Companies have been less than proactive in ensuring they stay on the right side of the law.
Select Resources, a debt collection company, is facing a lawsuit over one California resident’s claims that he was contacted in July by an automated system. The plaintiff, Nabil Abouriche, says he never gave his number to the company and never gave permission for them to contact him. According to the complaint, no business relationship has ever existed between Abouriche and Select Resources.
The calls also violated privacy and increased the cost of his phone bill, the complaint says. As such, the suit is seeking statutory damages for negligent violations of the TCPA of $500 per message and knowing or willful violations of the TCPA of $1500 per message.
The size of the potential class membership is not currently known, though the complaint notes that the plaintiff believes the numbers of consumers who have received automatic messages from Select Recourses could be in the hundreds of thousands.

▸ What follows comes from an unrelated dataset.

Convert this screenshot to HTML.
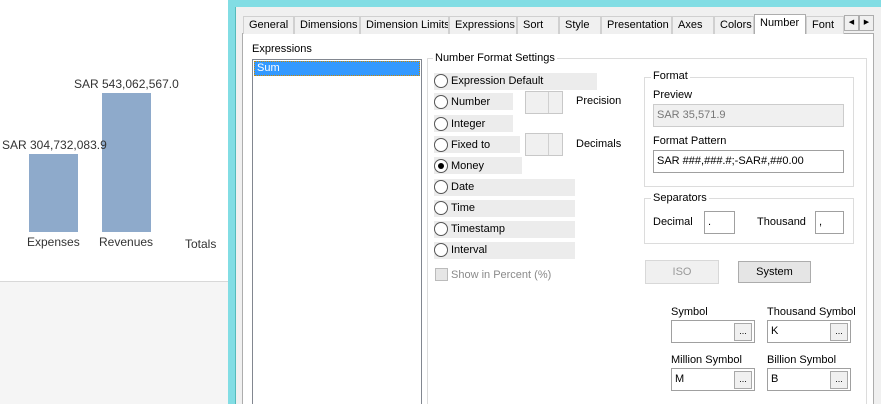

The suit also claims that without a class action lawsuit, violations by Social Resources could continue unabated.
The Telephone Consumer Protection Act was first passed in 1991 and has since faced substantial revision to bring it in line with modern technology. Text messages, e-mails and phone calls are all tightly controlled, and the Federal Communications Commission, which oversees TCPA enforcement, will begin imposing far stricter controls in October 2013. The largest change comes with the FCC’s definition of ‘consent.’ While the current rules have generally seen a consumer’s business relationship with a company as grounds for communication, the new interpretation will require written and explicit opt-ins from individuals before companies can send them marketing materials. It’s a big swing in consumers’ favor, and will more than likely lead to an increase in TCPA lawsuits. The updated guidelines were published in June 2012, giving companies more than a year to adjust their policies. However, as Select Resources’ case shows, companies have been less than proactive in ensuring they stay on the right side of the law.
The case is Abouriche v. Select Resource Group LLC, case number: 3:13-cv-02056, in the U.S. District Court for the Southern District of California.